→ Exercise directions: Can you print the data exactly and leave out each image?

→ Dataset rows:
━━━━━━━━━━━━━━━━━━━━
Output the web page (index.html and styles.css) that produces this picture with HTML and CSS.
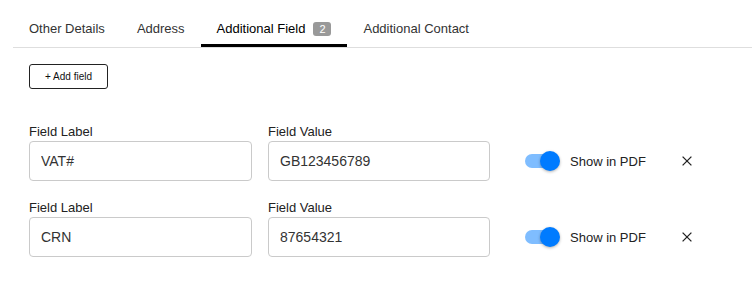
FILE: index.html
```html
<!DOCTYPE html>
<html lang="en">
<head>
<meta charset="utf-8">
<title>Additional Field</title>
<link rel="stylesheet" href="styles.css">
</head>
<body>
<nav class="tabs">
  <div class="tab">Other Details</div>
  <div class="tab">Address</div>
  <div class="tab active">Additional Field <span class="badge">2</span></div>
  <div class="tab">Additional Contact</div>
</nav>
<main class="content">
  <button class="add-btn" type="button">+ Add field</button>
  <div class="rows">
    <div class="row">
      <div class="field">
        <label class="field-label">Field Label</label>
        <input class="field-input" type="text" value="VAT#">
      </div>
      <div class="field">
        <label class="field-label">Field Value</label>
        <input class="field-input" type="text" value="GB123456789">
      </div>
      <div class="pdf">
        <span class="switch"><span class="track"></span><span class="thumb"></span></span>
        <span class="pdf-label">Show in PDF</span>
        <button class="remove" type="button" aria-label="Remove">
          <svg width="10" height="10" viewBox="0 0 10 10"><path d="M0.6 0.6 L9.4 9.4 M9.4 0.6 L0.6 9.4" stroke="#222" stroke-width="1.3" fill="none"/></svg>
        </button>
      </div>
    </div>
    <div class="row">
      <div class="field">
        <label class="field-label">Field Label</label>
        <input class="field-input" type="text" value="CRN">
      </div>
      <div class="field">
        <label class="field-label">Field Value</label>
        <input class="field-input" type="text" value="87654321">
      </div>
      <div class="pdf">
        <span class="switch"><span class="track"></span><span class="thumb"></span></span>
        <span class="pdf-label">Show in PDF</span>
        <button class="remove" type="button" aria-label="Remove">
          <svg width="10" height="10" viewBox="0 0 10 10"><path d="M0.6 0.6 L9.4 9.4 M9.4 0.6 L0.6 9.4" stroke="#222" stroke-width="1.3" fill="none"/></svg>
        </button>
      </div>
    </div>
  </div>
</main>
</body>
</html>
```
FILE: styles.css
```css
* { box-sizing: border-box; }
body {
  margin: 0;
  background: #fff;
  font-family: "Liberation Sans", Arial, Helvetica, sans-serif;
  color: #222;
}
.tabs {
  display: flex;
  margin-left: 13px;
  padding-top: 13px;
  border-bottom: 1px solid #dedede;
}
.tab {
  display: flex;
  align-items: center;
  padding: 8px 16px;
  font-size: 13px;
  line-height: 15px;
  color: #333;
  border-bottom: 3px solid transparent;
}
.tab.active {
  color: #000;
  border-bottom-color: #000;
}
.badge {
  display: inline-block;
  margin-left: 8px;
  width: 18px;
  height: 14px;
  line-height: 14px;
  text-align: center;
  font-size: 11px;
  color: #fff;
  background: #999;
  border-radius: 3px;
}
.content {
  padding: 16px 0 0 29px;
}
.add-btn {
  display: block;
  width: 79px;
  height: 25px;
  padding: 0;
  text-align: center;
  font-family: "Liberation Sans", Arial, sans-serif;
  font-size: 10px;
  color: #111;
  background: #fff;
  border: 1px solid #222;
  border-radius: 3px;
}
.rows {
  margin-top: 35px;
  display: flex;
  flex-direction: column;
  gap: 19px;
}
.row {
  display: grid;
  grid-template-columns: 223px 222px auto;
  column-gap: 16px;
  align-items: end;
}
.field { display: flex; flex-direction: column; }
.field-label {
  font-size: 13px;
  line-height: 16px;
  margin-bottom: 1px;
  color: #222;
}
.field-input {
  width: 100%;
  height: 40px;
  padding: 0 11px;
  font-family: "Liberation Sans", Arial, sans-serif;
  font-size: 14px;
  color: #333;
  border: 1px solid #cacaca;
  border-radius: 4px;
  background: #fff;
  outline: none;
}
.pdf {
  height: 40px;
  display: flex;
  align-items: center;
  margin-left: 19px;
}
.switch {
  position: relative;
  width: 35px;
  height: 20px;
  flex: none;
}
.track {
  position: absolute;
  left: 0;
  top: 3px;
  width: 34px;
  height: 14px;
  border-radius: 7px;
  background: #007bff;
  opacity: 0.5;
}
.thumb {
  position: absolute;
  left: 15px;
  top: 0;
  width: 20px;
  height: 20px;
  border-radius: 50%;
  background: #007bff;
  box-shadow: 0 1px 3px rgba(0,0,0,0.3);
}
.pdf-label {
  margin-left: 10px;
  font-size: 13px;
  color: #222;
}
.remove {
  margin-left: 31px;
  width: 20px;
  height: 20px;
  padding: 0;
  border: none;
  background: transparent;
  display: flex;
  align-items: center;
  justify-content: center;
}
```
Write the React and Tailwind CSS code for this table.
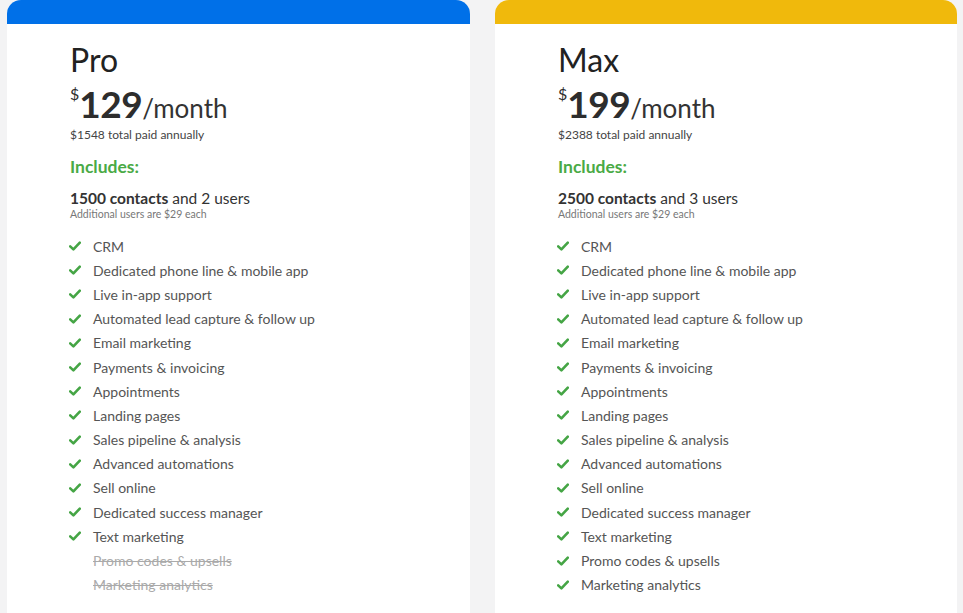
━━━━━━━━━━━━━━━━━━━━
→ Exercise solution:
Output the web page (index.html and styles.css) that produces this picture with HTML and CSS.
FILE: index.html
```html
<!DOCTYPE html>
<html lang="en">
<head>
<meta charset="utf-8">
<title>Additional Field</title>
<link rel="stylesheet" href="styles.css">
</head>
<body>
<nav class="tabs">
  <div class="tab">Other Details</div>
  <div class="tab">Address</div>
  <div class="tab active">Additional Field <span class="badge">2</span></div>
  <div class="tab">Additional Contact</div>
</nav>
<main class="content">
  <button class="add-btn" type="button">+ Add field</button>
  <div class="rows">
    <div class="row">
      <div class="field">
        <label class="field-label">Field Label</label>
        <input class="field-input" type="text" value="VAT#">
      </div>
      <div class="field">
        <label class="field-label">Field Value</label>
        <input class="field-input" type="text" value="GB123456789">
      </div>
      <div class="pdf">
        <span class="switch"><span class="track"></span><span class="thumb"></span></span>
        <span class="pdf-label">Show in PDF</span>
        <button class="remove" type="button" aria-label="Remove">
          <svg width="10" height="10" viewBox="0 0 10 10"><path d="M0.6 0.6 L9.4 9.4 M9.4 0.6 L0.6 9.4" stroke="#222" stroke-width="1.3" fill="none"/></svg>
        </button>
      </div>
    </div>
    <div class="row">
      <div class="field">
        <label class="field-label">Field Label</label>
        <input class="field-input" type="text" value="CRN">
      </div>
      <div class="field">
        <label class="field-label">Field Value</label>
        <input class="field-input" type="text" value="87654321">
      </div>
      <div class="pdf">
        <span class="switch"><span class="track"></span><span class="thumb"></span></span>
        <span class="pdf-label">Show in PDF</span>
        <button class="remove" type="button" aria-label="Remove">
          <svg width="10" height="10" viewBox="0 0 10 10"><path d="M0.6 0.6 L9.4 9.4 M9.4 0.6 L0.6 9.4" stroke="#222" stroke-width="1.3" fill="none"/></svg>
        </button>
      </div>
    </div>
  </div>
</main>
</body>
</html>
```
FILE: styles.css
```css
* { box-sizing: border-box; }
body {
  margin: 0;
  background: #fff;
  font-family: "Liberation Sans", Arial, Helvetica, sans-serif;
  color: #222;
}
.tabs {
  display: flex;
  margin-left: 13px;
  padding-top: 13px;
  border-bottom: 1px solid #dedede;
}
.tab {
  display: flex;
  align-items: center;
  padding: 8px 16px;
  font-size: 13px;
  line-height: 15px;
  color: #333;
  border-bottom: 3px solid transparent;
}
.tab.active {
  color: #000;
  border-bottom-color: #000;
}
.badge {
  display: inline-block;
  margin-left: 8px;
  width: 18px;
  height: 14px;
  line-height: 14px;
  text-align: center;
  font-size: 11px;
  color: #fff;
  background: #999;
  border-radius: 3px;
}
.content {
  padding: 16px 0 0 29px;
}
.add-btn {
  display: block;
  width: 79px;
  height: 25px;
  padding: 0;
  text-align: center;
  font-family: "Liberation Sans", Arial, sans-serif;
  font-size: 10px;
  color: #111;
  background: #fff;
  border: 1px solid #222;
  border-radius: 3px;
}
.rows {
  margin-top: 35px;
  display: flex;
  flex-direction: column;
  gap: 19px;
}
.row {
  display: grid;
  grid-template-columns: 223px 222px auto;
  column-gap: 16px;
  align-items: end;
}
.field { display: flex; flex-direction: column; }
.field-label {
  font-size: 13px;
  line-height: 16px;
  margin-bottom: 1px;
  color: #222;
}
.field-input {
  width: 100%;
  height: 40px;
  padding: 0 11px;
  font-family: "Liberation Sans", Arial, sans-serif;
  font-size: 14px;
  color: #333;
  border: 1px solid #cacaca;
  border-radius: 4px;
  background: #fff;
  outline: none;
}
.pdf {
  height: 40px;
  display: flex;
  align-items: center;
  margin-left: 19px;
}
.switch {
  position: relative;
  width: 35px;
  height: 20px;
  flex: none;
}
.track {
  position: absolute;
  left: 0;
  top: 3px;
  width: 34px;
  height: 14px;
  border-radius: 7px;
  background: #007bff;
  opacity: 0.5;
}
.thumb {
  position: absolute;
  left: 15px;
  top: 0;
  width: 20px;
  height: 20px;
  border-radius: 50%;
  background: #007bff;
  box-shadow: 0 1px 3px rgba(0,0,0,0.3);
}
.pdf-label {
  margin-left: 10px;
  font-size: 13px;
  color: #222;
}
.remove {
  margin-left: 31px;
  width: 20px;
  height: 20px;
  padding: 0;
  border: none;
  background: transparent;
  display: flex;
  align-items: center;
  justify-content: center;
}
```
Write the React and Tailwind CSS code for this table.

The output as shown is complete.